> _WHAT IS ASKED_
Sort through the data and copy the lines holding the word "Write".

> _Code that builds pages_
===
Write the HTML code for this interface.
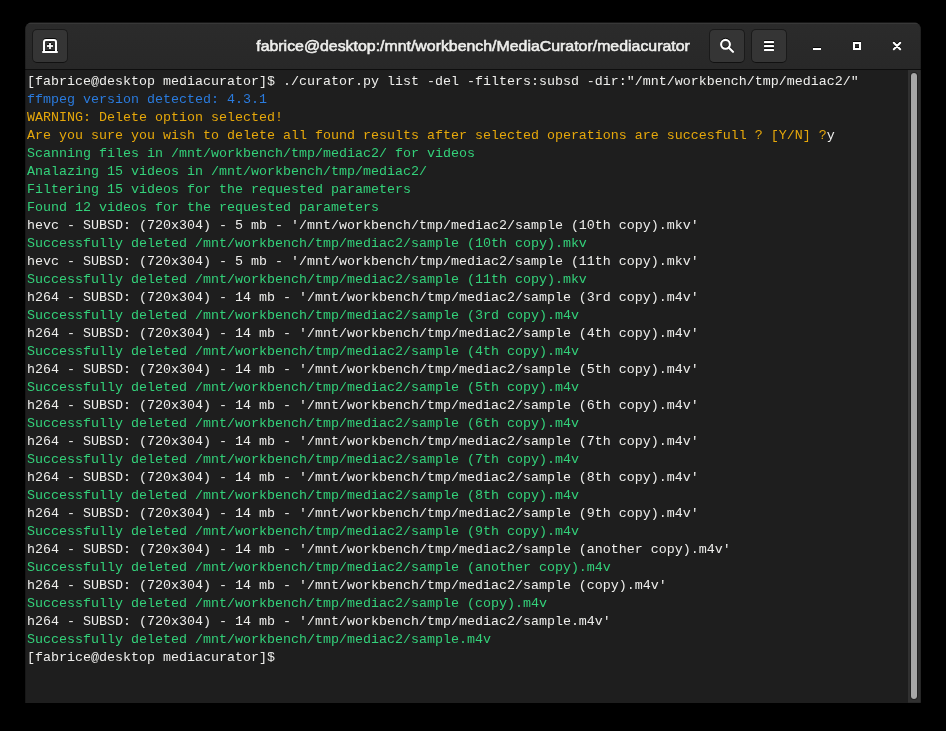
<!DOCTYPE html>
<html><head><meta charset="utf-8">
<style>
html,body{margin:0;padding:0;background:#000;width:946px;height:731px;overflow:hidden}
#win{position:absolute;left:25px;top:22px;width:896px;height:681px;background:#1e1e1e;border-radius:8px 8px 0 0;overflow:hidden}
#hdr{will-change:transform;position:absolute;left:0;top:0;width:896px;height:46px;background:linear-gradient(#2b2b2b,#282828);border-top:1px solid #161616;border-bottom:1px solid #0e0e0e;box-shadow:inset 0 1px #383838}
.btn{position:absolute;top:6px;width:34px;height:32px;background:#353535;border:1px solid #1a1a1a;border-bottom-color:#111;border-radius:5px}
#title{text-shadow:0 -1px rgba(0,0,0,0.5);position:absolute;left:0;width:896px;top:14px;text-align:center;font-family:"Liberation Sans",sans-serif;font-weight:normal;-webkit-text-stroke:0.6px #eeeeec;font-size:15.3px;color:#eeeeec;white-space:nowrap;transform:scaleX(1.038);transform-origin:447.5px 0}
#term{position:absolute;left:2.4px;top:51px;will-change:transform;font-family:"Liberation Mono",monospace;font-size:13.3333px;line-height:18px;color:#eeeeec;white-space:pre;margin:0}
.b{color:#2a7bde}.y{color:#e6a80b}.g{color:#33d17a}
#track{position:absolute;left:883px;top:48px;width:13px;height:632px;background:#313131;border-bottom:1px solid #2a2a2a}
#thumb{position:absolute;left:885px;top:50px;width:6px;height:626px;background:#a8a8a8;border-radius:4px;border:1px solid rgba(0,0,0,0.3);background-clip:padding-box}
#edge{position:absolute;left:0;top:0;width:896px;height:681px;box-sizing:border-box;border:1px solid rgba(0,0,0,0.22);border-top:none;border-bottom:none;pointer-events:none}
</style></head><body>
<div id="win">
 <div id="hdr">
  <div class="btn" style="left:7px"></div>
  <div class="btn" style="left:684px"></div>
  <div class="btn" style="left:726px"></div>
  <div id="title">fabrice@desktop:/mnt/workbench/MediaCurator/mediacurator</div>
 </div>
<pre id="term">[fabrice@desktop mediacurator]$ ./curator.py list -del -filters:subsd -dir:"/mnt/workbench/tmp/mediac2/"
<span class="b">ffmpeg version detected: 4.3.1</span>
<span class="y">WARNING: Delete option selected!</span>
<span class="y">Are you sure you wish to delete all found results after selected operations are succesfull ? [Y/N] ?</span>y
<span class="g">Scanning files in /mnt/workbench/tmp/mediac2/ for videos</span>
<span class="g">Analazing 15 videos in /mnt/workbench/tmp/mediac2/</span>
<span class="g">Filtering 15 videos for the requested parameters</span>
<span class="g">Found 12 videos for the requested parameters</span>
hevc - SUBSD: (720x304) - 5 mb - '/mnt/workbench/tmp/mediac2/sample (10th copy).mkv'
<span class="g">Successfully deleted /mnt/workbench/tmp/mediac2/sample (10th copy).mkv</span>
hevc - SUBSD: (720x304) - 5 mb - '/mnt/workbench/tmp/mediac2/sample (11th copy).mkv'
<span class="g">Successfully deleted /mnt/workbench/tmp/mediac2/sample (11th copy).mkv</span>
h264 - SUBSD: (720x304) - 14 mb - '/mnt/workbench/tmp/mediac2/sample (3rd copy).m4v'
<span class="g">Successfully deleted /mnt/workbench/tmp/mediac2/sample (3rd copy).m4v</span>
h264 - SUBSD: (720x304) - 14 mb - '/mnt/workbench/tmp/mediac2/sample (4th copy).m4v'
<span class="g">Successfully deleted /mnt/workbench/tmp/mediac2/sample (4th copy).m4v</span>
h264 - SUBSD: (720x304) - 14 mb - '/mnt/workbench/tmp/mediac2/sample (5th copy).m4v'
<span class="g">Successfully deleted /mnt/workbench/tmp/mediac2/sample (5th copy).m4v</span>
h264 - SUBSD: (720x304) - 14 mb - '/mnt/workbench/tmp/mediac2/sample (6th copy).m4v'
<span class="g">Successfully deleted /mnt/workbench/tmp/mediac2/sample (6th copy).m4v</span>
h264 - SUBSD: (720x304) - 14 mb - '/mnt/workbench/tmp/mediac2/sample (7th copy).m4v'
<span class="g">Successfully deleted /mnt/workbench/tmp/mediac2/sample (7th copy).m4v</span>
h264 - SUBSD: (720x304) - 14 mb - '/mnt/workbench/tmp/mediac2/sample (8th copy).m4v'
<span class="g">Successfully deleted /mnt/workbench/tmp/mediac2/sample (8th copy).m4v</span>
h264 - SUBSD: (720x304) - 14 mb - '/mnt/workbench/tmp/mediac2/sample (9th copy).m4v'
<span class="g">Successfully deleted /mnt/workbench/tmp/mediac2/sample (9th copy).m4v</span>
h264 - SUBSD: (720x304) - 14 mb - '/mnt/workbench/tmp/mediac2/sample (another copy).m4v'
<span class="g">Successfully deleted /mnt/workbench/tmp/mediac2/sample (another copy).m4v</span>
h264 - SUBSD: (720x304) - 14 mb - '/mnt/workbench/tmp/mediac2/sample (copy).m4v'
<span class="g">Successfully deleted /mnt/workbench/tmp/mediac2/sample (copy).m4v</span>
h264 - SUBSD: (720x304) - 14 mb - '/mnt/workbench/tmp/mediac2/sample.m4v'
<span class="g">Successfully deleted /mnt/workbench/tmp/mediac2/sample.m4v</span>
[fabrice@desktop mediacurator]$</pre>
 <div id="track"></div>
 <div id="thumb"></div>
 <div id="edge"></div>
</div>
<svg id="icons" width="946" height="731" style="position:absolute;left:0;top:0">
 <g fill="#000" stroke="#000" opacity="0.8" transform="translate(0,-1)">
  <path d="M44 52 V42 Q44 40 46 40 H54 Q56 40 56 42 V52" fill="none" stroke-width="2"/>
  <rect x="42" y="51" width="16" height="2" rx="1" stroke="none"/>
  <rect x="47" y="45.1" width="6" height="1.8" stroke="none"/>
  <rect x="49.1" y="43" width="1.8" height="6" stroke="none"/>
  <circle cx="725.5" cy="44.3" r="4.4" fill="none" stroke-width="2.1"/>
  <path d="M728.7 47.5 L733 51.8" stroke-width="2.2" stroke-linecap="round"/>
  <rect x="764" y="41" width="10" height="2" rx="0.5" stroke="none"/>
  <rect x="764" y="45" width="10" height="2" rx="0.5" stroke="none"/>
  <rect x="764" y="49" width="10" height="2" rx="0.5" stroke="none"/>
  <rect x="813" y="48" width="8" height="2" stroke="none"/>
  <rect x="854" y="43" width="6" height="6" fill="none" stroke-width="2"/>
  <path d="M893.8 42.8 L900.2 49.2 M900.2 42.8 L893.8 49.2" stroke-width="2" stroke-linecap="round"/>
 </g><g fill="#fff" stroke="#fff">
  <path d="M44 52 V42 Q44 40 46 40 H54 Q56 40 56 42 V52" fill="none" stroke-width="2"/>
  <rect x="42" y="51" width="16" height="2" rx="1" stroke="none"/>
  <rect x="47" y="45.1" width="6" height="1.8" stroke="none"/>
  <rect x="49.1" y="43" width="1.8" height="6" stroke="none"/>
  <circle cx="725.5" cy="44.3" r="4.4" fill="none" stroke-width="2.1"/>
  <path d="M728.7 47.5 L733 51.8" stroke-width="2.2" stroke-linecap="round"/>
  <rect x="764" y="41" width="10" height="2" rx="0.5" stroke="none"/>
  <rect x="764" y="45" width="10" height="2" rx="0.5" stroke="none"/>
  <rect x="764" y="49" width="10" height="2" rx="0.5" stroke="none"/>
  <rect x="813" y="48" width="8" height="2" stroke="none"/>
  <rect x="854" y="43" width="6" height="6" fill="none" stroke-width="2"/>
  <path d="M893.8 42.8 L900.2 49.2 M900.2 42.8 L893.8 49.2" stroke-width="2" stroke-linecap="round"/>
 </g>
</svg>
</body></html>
===
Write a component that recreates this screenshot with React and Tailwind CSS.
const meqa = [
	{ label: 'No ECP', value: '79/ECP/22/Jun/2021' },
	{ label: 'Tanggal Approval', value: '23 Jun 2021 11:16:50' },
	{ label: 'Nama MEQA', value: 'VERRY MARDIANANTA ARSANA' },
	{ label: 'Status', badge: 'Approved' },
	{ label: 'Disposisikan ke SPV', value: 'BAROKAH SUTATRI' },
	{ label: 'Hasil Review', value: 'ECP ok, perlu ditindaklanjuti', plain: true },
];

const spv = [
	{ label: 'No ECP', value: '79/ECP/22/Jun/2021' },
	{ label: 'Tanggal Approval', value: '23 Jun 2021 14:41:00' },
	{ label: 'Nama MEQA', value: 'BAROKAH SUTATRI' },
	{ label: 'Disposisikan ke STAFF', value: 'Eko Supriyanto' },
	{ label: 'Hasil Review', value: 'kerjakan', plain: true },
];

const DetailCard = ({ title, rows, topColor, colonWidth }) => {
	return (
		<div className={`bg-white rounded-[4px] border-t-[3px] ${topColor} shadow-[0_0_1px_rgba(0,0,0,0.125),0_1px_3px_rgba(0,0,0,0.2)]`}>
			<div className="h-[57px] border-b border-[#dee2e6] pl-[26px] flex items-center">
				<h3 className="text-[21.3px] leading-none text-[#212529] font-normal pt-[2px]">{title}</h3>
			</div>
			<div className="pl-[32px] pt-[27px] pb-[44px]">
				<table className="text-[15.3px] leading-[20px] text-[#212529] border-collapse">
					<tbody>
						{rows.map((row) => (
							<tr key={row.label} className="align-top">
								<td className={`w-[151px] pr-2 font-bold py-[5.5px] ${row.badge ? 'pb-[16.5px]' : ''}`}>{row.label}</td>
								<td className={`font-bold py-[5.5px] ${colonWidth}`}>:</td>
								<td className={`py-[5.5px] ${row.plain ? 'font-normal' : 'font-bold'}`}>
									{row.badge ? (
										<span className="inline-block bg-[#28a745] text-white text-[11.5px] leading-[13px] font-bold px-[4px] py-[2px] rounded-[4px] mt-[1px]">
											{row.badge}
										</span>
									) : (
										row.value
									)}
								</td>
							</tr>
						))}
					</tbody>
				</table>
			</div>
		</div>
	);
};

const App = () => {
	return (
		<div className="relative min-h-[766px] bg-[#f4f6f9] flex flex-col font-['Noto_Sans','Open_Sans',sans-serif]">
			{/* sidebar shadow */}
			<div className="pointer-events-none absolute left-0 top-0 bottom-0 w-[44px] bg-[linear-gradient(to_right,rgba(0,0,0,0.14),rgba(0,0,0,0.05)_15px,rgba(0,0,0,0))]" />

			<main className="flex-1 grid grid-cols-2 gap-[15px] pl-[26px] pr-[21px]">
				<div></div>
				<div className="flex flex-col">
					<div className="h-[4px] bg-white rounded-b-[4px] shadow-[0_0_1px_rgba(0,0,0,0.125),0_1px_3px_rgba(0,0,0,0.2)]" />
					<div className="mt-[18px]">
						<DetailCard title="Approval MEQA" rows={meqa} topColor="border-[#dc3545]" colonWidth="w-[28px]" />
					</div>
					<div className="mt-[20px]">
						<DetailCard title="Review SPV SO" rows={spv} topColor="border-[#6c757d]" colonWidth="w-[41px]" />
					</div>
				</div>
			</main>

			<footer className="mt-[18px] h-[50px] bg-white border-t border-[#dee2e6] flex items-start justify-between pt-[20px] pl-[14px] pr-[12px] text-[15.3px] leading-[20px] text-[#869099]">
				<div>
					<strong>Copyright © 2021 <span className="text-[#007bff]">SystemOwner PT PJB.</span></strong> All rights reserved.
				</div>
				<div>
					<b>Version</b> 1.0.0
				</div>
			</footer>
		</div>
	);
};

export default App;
===
> _ANSWER TO THIS PROBLEM_
Write the HTML code for this interface.
Write a component that recreates this screenshot with React and Tailwind CSS.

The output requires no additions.